Cristiano Ronaldo’s goals – and there were 451 of them in 438 appearances – meant Real were losing a genuine historic phenomenon when he left almost three years ago for Juventus. Ronaldo was more than another player in another team.

The hope/plan of Madrid president Florentino Perez was that Bale would act as replacement both on and off the pitch. After all, and against Liverpool in particular, Bale had previous when it came to magic from nothing at all.

But Bale, detached, disappointed and departed – in that order – and Zidane was the one who had to deal with it. It was and is a political and human situation as well as sporting.

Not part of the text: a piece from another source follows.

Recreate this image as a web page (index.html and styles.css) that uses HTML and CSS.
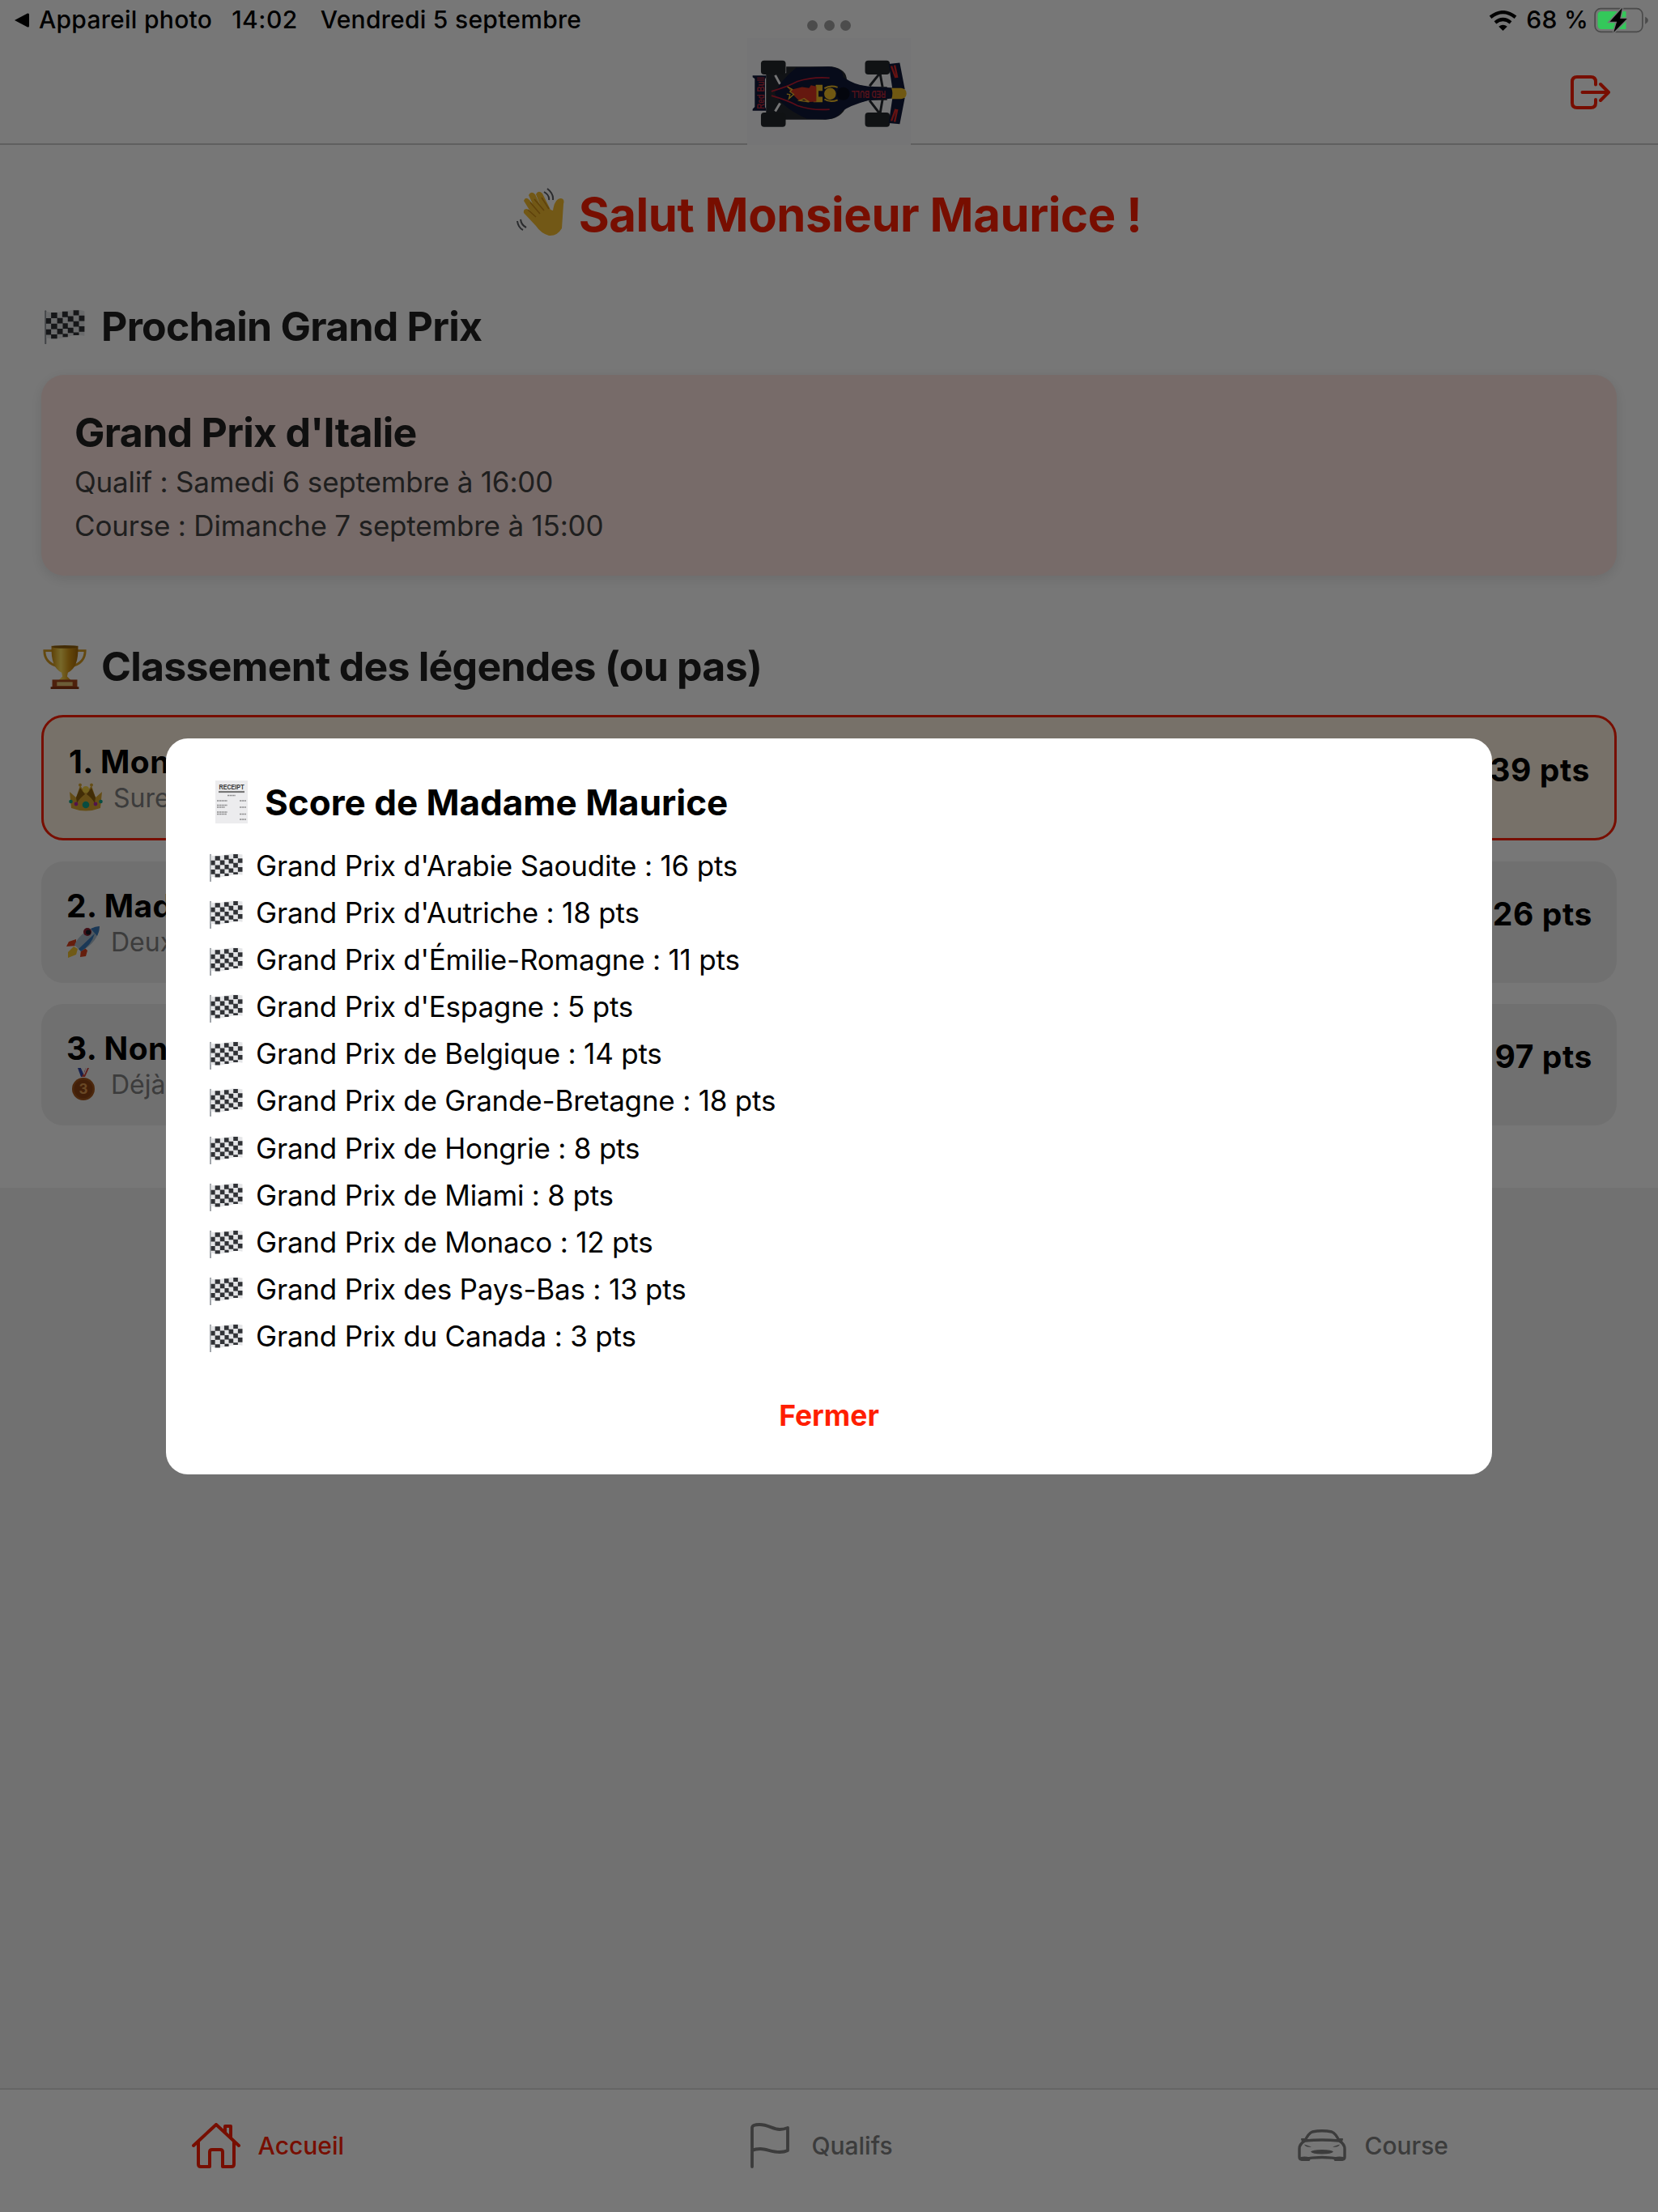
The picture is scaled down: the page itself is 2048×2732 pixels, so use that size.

Nor did it entail a minor squad player; here was a major dressingroom figure on a multi-million contract with commercial obligations and repercussions.

There are many luxuries available at Real Madrid but one of them is not for the coach to concentrate exclusively on the team's formation. At the Bernabeu you manage upwards, downwards, sideways and probably in other directions we don't know about. Zidane is front-of-house in a way coaches are not expected to be at other clubs, some of them in the Champions League.

“My job was to keep people calm,” he said of his first spell in charge, which underestimates the task at a hyper club and the qualities required to execute it successfully. You can imagine he was pretty calm, too, when Real’s bus window was smashed in on the way to Anfield. Calm, but also cross. Did they think this was Accrington Stanley turning up? It was Real Madrid. Managed by Zinedine Zidane.

Real endured, yet his managerial reputation remains uncertain. It’s not nothing at all, but it’s definitely not magic either. It is only three months since Real lost at home to Levante to sit seven points behind Atletico in La Liga having played two games more. Then it seemed Zidane’s time at the club might peter out, which borders on incredible given what he meant as a player and the trophies won as manager.

Now the gap in La Liga is down to one point, Atletico’s games in hand have vanished and there’s a chance he might win a fourth Champions League as manager.

A fourth Champions League: surely that would convince doubters that Zidane has some idea about what his team produces. For that to happen, though, his team must overcome first Thomas Tuchel’s at Chelsea, then either Pep Guardiola’s at Manchester City or Mauricio Pochettino’s at PSG. Coaching comparisons loom.

There has been a stirring of personal recognition for Zidane since the first leg against Liverpool, then victory over Barcelona last Saturday. Still, there is doubt if he will see out his contract to 2022. It is startling that it can be so fragile. But it is. Like magic, or nothing at all.